Summary: This paper studies the convergence rate of the proximal gradient and its accelerated version under the more general Holderian error bound condition, further extending a line of recent efforts that has weakened the usual strong convexity assumption to the quadratic growth condition. The main contribution is a restarting scheme that eliminates the need of knowing the Holderian constant. The authors complement their theoretical claim with some numerical experiments, which seem to verify the efficiency of the proposed adaptive algorithm.
As far as I can tell, this work is a fine synthesis of some recent developments around semialgebraic functions, error bound, and the proximal gradient algorithm. The results are not too surprising given the existing known results. Nevertheless, it is a very welcome addition to the field. And given its practical nature, the proposed algorithm might be useful for a variety of applications (some toy demonstrations in the experiment).
Some comments:
While the technical proofs involve many pieces from relevant references, the general idea is in fact quite simple (and dates back at least to FISTA): one first derives some condition (e.g. Theorem 5) that is guaranteed to hold if the correct parameter is used, then in the algorithm one periodically checks this condition; if it ever falls short then we know our parameter of choice is too small and we increase it (the familiar doubling trick) and rerun the algorithm. This high level description of the adaptive algorithm perhaps worth explicitly mentioning in the revision (to give the less familiar readers a clear guidance).
Line 85: no need to mention that "g(x) > -\infty for all x" since the range is assumed to be (-\infty, \infty].
Theorem 1: the option I and II are only defined in the appendix. better mention them in the main text (or at least say "see appendix"). The calculations and notations in the proofs of Theorem 1 and 2 are a little sloppy: when theta > 1/2, the rate does not depend on epsilon (the target accuracy) at all? Some more details between say line 68 and line 69 are needed.
Section 4: Can one develop a similar proof for the objective value gap? Is it because of the DUAL algorithm you use to solve Eq (8) that limits the guarantee to the minimal gradient?
Can we say anything about the dependence of the constants theta and c on the dimension and the number of samples? It could be possible that a linear rate is in fact worse than a sublinear rate if such dependence is not carefully balanced.

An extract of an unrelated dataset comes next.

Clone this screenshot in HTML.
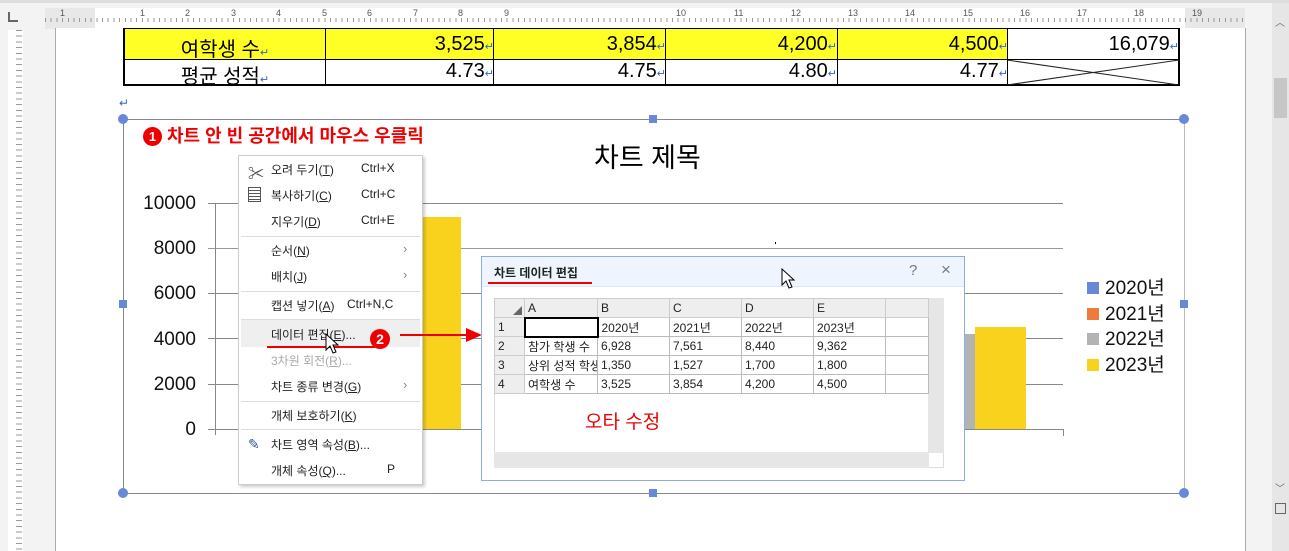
<!DOCTYPE html>
<html><head><meta charset="utf-8"><style>
*{margin:0;padding:0;box-sizing:border-box}
body{width:1289px;height:551px;overflow:hidden;background:#f3f3f3;font-family:"Liberation Sans","Noto Sans CJK KR",sans-serif;position:relative}
.a{position:absolute}
.mi{position:absolute;left:32px;font-size:12px;color:#222}
.sc{position:absolute;left:122px;font-size:12px;color:#222}
.sep{position:absolute;left:2px;right:2px;height:1px;background:#ddd}
.arr{position:absolute;left:164px;font-size:13px;color:#888}
.g td{border:1px solid #bbb;height:19px;font-size:12px;padding-left:3px;color:#222;white-space:nowrap;overflow:hidden}
.g tr:first-child td{background:#eee;border-color:#ccc}
.g td:first-child{background:#eee;border-color:#ccc}
.n{position:absolute;text-align:right;font-size:20px;color:#000}
.n i{font-style:normal;color:#36c;font-size:11px}
</style></head><body>
<div class="a" style="left:0;top:0;width:1289px;height:3px;background:#ddd"></div>
<div class="a" style="left:45px;top:8px;width:1175px;height:21px;background:#fff"></div>
<div class="a" style="left:45px;top:8px;width:50px;height:21px;background:#e8e8e8"></div>
<div class="a" style="left:1185px;top:8px;width:60px;height:21px;background:#e8e8e8"></div>
<div class="a" style="left:45px;top:18px;width:1200px;height:4px;background-image:repeating-linear-gradient(90deg,#999 0 1px,transparent 1px 5.7px)"></div>
<div class="a" style="left:0;top:8px;width:1245px;font-size:9px;color:#555">
<span class="a" style="left:60px">1</span><span class="a" style="left:140px">1</span><span class="a" style="left:185px">2</span><span class="a" style="left:231px">3</span><span class="a" style="left:276px">4</span><span class="a" style="left:322px">5</span><span class="a" style="left:367px">6</span><span class="a" style="left:413px">7</span><span class="a" style="left:458px">8</span><span class="a" style="left:504px">9</span><span class="a" style="left:676px">10</span><span class="a" style="left:734px">11</span><span class="a" style="left:791px">12</span><span class="a" style="left:848px">13</span><span class="a" style="left:905px">14</span><span class="a" style="left:963px">15</span><span class="a" style="left:1020px">16</span><span class="a" style="left:1077px">17</span><span class="a" style="left:1134px">18</span><span class="a" style="left:1192px">19</span></div>
<div class="a" style="left:8px;top:12px;width:10px;height:10px;border-left:2px solid #666;border-bottom:2px solid #666"></div>
<div class="a" style="left:8px;top:30px;width:15px;height:521px;background:#fff"></div>
<div class="a" style="left:16px;top:30px;width:6px;height:521px;background-image:repeating-linear-gradient(180deg,#999 0 1px,transparent 1px 5.7px)"></div>
<div class="a" style="left:55px;top:28px;width:1191px;height:523px;background:#fff;border-left:1px solid #aaa;border-right:1px solid #aaa"></div>
<div class="a" style="left:1272px;top:3px;width:17px;height:548px;background:#e6e6e6"></div>
<div class="a" style="left:1274px;top:78px;width:13px;height:40px;background:#c6c6c6"></div>
<div class="a" style="left:1275px;top:14px;font-size:10px;color:#666">︿</div>
<div class="a" style="left:1275px;top:480px;font-size:10px;color:#666">﹀</div>
<div class="a" style="left:1275px;top:503px;width:11px;height:11px;border:1px solid #666"></div>
<!-- table -->
<div class="a" style="left:123px;top:28px;width:1057px;height:58px;border:2px solid #000;border-top:none"></div>
<div class="a" style="left:125px;top:28px;width:882px;height:31px;background:#ffff26"></div>
<div class="a" style="left:125px;top:59px;width:1053px;height:1px;background:#000"></div>
<div class="a" style="left:125px;top:28px;width:1053px;height:1px;background:#000"></div>
<div class="a" style="left:325px;top:28px;width:1px;height:56px;background:#000"></div>
<div class="a" style="left:493px;top:28px;width:1px;height:56px;background:#000"></div>
<div class="a" style="left:665px;top:28px;width:1px;height:56px;background:#000"></div>
<div class="a" style="left:837px;top:28px;width:1px;height:56px;background:#000"></div>
<div class="a" style="left:1007px;top:28px;width:1px;height:56px;background:#000"></div>
<svg class="a" style="left:1007px;top:60px" width="172" height="25"><line x1="0" y1="0" x2="172" y2="25" stroke="#222"/><line x1="0" y1="25" x2="172" y2="0" stroke="#222"/></svg>
<div class="n" style="left:125px;width:200px;top:33px;text-align:center">여학생 수<i>↵</i></div>
<div class="n" style="left:330px;width:164px;top:33px">3,525<i>↵</i></div>
<div class="n" style="left:500px;width:166px;top:33px">3,854<i>↵</i></div>
<div class="n" style="left:670px;width:167px;top:33px">4,200<i>↵</i></div>
<div class="n" style="left:840px;width:168px;top:33px">4,500<i>↵</i></div>
<div class="n" style="left:1010px;width:169px;top:33px">16,079<i>↵</i></div>
<div class="n" style="left:125px;width:200px;top:60px;text-align:center">평균 성적<i>↵</i></div>
<div class="n" style="left:330px;width:164px;top:60px">4.73<i>↵</i></div>
<div class="n" style="left:500px;width:166px;top:60px">4.75<i>↵</i></div>
<div class="n" style="left:670px;width:167px;top:60px">4.80<i>↵</i></div>
<div class="n" style="left:840px;width:168px;top:60px">4.77<i>↵</i></div>
<div class="a" style="left:119px;top:96px;color:#36c;font-size:12px">↵</div>
<!-- chart frame -->
<div class="a" style="left:123px;top:119px;width:1062px;height:375px;border:1px solid #888;border-right-color:#bbb"></div>
<div class="a" style="left:118px;top:114px;width:10px;height:10px;border-radius:50%;background:#6a88d8"></div>
<div class="a" style="left:1179px;top:114px;width:10px;height:10px;border-radius:50%;background:#6a88d8"></div>
<div class="a" style="left:118px;top:488px;width:10px;height:10px;border-radius:50%;background:#6a88d8"></div>
<div class="a" style="left:1179px;top:488px;width:10px;height:10px;border-radius:50%;background:#6a88d8"></div>
<div class="a" style="left:649px;top:115px;width:8px;height:8px;background:#6a88d8"></div>
<div class="a" style="left:649px;top:489px;width:8px;height:8px;background:#6a88d8"></div>
<div class="a" style="left:119px;top:300px;width:8px;height:8px;background:#6a88d8"></div>
<div class="a" style="left:1180px;top:300px;width:8px;height:8px;background:#6a88d8"></div>
<div class="a" style="left:143px;top:122px;font-size:18px;color:#e00;font-weight:bold;white-space:nowrap"><span style="display:inline-block;width:19px;height:19px;border-radius:50%;background:#e00;color:#fff;font-size:13px;text-align:center;line-height:19px;vertical-align:1px">1</span> 차트 안 빈 공간에서 마우스 우클릭</div>
<div class="a" style="left:594px;top:136px;font-size:27px;color:#000">차트 제목</div>
<div class="a" style="left:120px;top:181px;width:76px;font-size:19px;color:#111;text-align:right;line-height:45.2px">10000<br>8000<br>6000<br>4000<br>2000<br>0</div>
<div class="a" style="left:208px;top:203px;width:855px;height:1px;background:#888"></div>
<div class="a" style="left:208px;top:248px;width:855px;height:1px;background:#999"></div>
<div class="a" style="left:208px;top:293px;width:855px;height:1px;background:#888"></div>
<div class="a" style="left:208px;top:338px;width:855px;height:1px;background:#888"></div>
<div class="a" style="left:208px;top:384px;width:855px;height:1px;background:#888"></div>
<div class="a" style="left:208px;top:429px;width:855px;height:1px;background:#888"></div>
<div class="a" style="left:215px;top:203px;width:1px;height:232px;background:#888"></div>
<div class="a" style="left:1063px;top:429px;width:1px;height:7px;background:#888"></div>
<div class="a" style="left:420px;top:217px;width:41px;height:212px;background:#f8d21c"></div>
<div class="a" style="left:963px;top:334px;width:12px;height:95px;background:#b3b3b3"></div>
<div class="a" style="left:975px;top:327px;width:51px;height:102px;background:#f8d21c"></div>
<div class="a" style="left:775px;top:242px;width:1px;height:2px;background:#000"></div>
<div class="a" style="left:1087px;top:276px;font-size:19px;color:#111;line-height:25.7px">
<div><span style="display:inline-block;width:12px;height:12px;background:#6a88d8;margin-right:6px"></span>2020년</div>
<div><span style="display:inline-block;width:12px;height:12px;background:#ee7a3c;margin-right:6px"></span>2021년</div>
<div><span style="display:inline-block;width:12px;height:12px;background:#b3b3b3;margin-right:6px"></span>2022년</div>
<div><span style="display:inline-block;width:12px;height:12px;background:#f8d21c;margin-right:6px"></span>2023년</div></div>
<!-- context menu -->
<div class="a" style="left:238px;top:155px;width:185px;height:330px;background:#fff;border:1px solid #ccc;box-shadow:2px 2px 3px rgba(0,0,0,.2)">
<div class="a" style="left:2px;top:164px;width:179px;height:27px;background:#efefef"></div>
<div class="a" style="left:9px;top:4px;font-size:16px;color:#444">✂</div>
<div class="a" style="left:9px;top:31px;width:13px;height:15px;border:1px solid #555;background:repeating-linear-gradient(180deg,#fff 0 2px,#555 2px 3px)"></div>
<div class="a" style="left:9px;top:280px;font-size:14px;color:#358">✎</div>
<div class="mi" style="top:5px">오려 두기(<u>T</u>)</div><div class="sc" style="top:5px">Ctrl+X</div>
<div class="mi" style="top:31px">복사하기(<u>C</u>)</div><div class="sc" style="top:31px">Ctrl+C</div>
<div class="mi" style="top:57px">지우기(<u>D</u>)</div><div class="sc" style="top:57px">Ctrl+E</div>
<div class="sep" style="top:80px"></div>
<div class="mi" style="top:86px">순서(<u>N</u>)</div><div class="arr" style="top:85px">›</div>
<div class="mi" style="top:112px">배치(<u>J</u>)</div><div class="arr" style="top:111px">›</div>
<div class="sep" style="top:135px"></div>
<div class="mi" style="top:141px">캡션 넣기(<u>A</u>)</div><div class="sc" style="top:141px;left:108px">Ctrl+N,C</div>
<div class="sep" style="top:163px"></div>
<div class="mi" style="top:170px">데이터 편집(<u>E</u>)...</div>
<div class="a" style="left:28px;top:190px;width:108px;height:2px;background:#e00"></div>
<div class="a" style="left:131px;top:173px;width:20px;height:20px;border-radius:50%;background:#e00;color:#fff;font-size:14px;font-weight:bold;text-align:center;line-height:20px">2</div>
<div class="mi" style="top:196px;color:#aaa">3차원 회전(<u>R</u>)...</div>
<div class="mi" style="top:222px">차트 종류 변경(<u>G</u>)</div><div class="arr" style="top:221px">›</div>
<div class="sep" style="top:245px"></div>
<div class="mi" style="top:251px">개체 보호하기(<u>K</u>)</div>
<div class="sep" style="top:273px"></div>
<div class="mi" style="top:280px">차트 영역 속성(<u>B</u>)...</div>
<div class="mi" style="top:306px">개체 속성(<u>Q</u>)...</div><div class="sc" style="top:306px;left:148px">P</div>
</div>
<svg class="a" style="left:325px;top:333px" width="15" height="22"><path d="M1 1 L1 17 L5 13 L8 20 L11 19 L8 12 L13 12 Z" fill="#fff" stroke="#000"/></svg>
<div class="a" style="left:400px;top:334px;width:70px;height:2px;background:#e00"></div>
<svg class="a" style="left:466px;top:328px" width="16" height="14"><path d="M0 0 L16 7 L0 14 Z" fill="#e00"/></svg>
<!-- dialog -->
<div class="a" style="left:481px;top:256px;width:484px;height:225px;background:#fff;border:1px solid #8fabe8">
<div class="a" style="left:0;top:0;width:482px;height:30px;background:#eef5ff;border-bottom:1px solid #dde6f3"></div>
<div class="a" style="left:12px;top:7px;font-size:12px;font-weight:bold;color:#222">차트 데이터 편집</div>
<div class="a" style="left:6px;top:25px;width:104px;height:2px;background:#e00"></div>
<div class="a" style="left:427px;top:5px;font-size:15px;color:#777">?</div>
<div class="a" style="left:459px;top:3px;font-size:17px;color:#777">×</div>
<div class="a" style="left:12px;top:41px;width:450px;height:170px;background:#fff;border:1px solid #ddd"></div>
<div class="a" style="left:446px;top:41px;width:16px;height:155px;background:#e6e6e6"></div>
<div class="a" style="left:12px;top:195px;width:435px;height:16px;background:#e6e6e6"></div>
<table class="g a" style="left:12px;top:41px;border-collapse:collapse;table-layout:fixed;width:434px">
<colgroup><col style="width:30px"><col style="width:73px"><col style="width:72px"><col style="width:72px"><col style="width:72px"><col style="width:72px"><col style="width:43px"></colgroup>
<tr><td style="position:relative"><span style="position:absolute;right:2px;bottom:2px;width:0;height:0;border-left:9px solid transparent;border-bottom:9px solid #666"></span></td><td>A</td><td>B</td><td>C</td><td>D</td><td>E</td><td></td></tr>
<tr><td>1</td><td style="border:2px solid #000"></td><td>2020년</td><td>2021년</td><td>2022년</td><td>2023년</td><td style="background:#fff"></td></tr>
<tr><td>2</td><td>참가 학생 수</td><td>6,928</td><td>7,561</td><td>8,440</td><td>9,362</td><td style="background:#fff"></td></tr>
<tr><td>3</td><td>상위 성적 학생</td><td>1,350</td><td>1,527</td><td>1,700</td><td>1,800</td><td style="background:#fff"></td></tr>
<tr><td>4</td><td>여학생 수</td><td>3,525</td><td>3,854</td><td>4,200</td><td>4,500</td><td style="background:#fff"></td></tr>
</table>
<div class="a" style="left:103px;top:150px;font-size:19px;color:#e00">오타 수정</div>
</div>
<svg class="a" style="left:781px;top:268px" width="15" height="22"><path d="M1 1 L1 17 L5 13 L8 20 L11 19 L8 12 L13 12 Z" fill="#fff" stroke="#000"/></svg>
</body></html>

Experiments: On some datasets (cpusmall and bodyfat), why proximal gradient takes so many more iterations? This looks a little unusual. How many of the proximal mappings are spent on searching for the step size (for each method)? Also, to give a fuller picture, maybe also include the result for the decrease of the objective values. Another observation here: is it really meaningful to consider an absolute epsilon = 10^{-6} say? For optimization per se, sure. But what if say we only care about the classification accuracy? Would it be possible that an solution at epsilon = 10^{-3} already gives us comparable classification accuracy? (This should be easy to verify since the authors did experiment with a classification dataset.)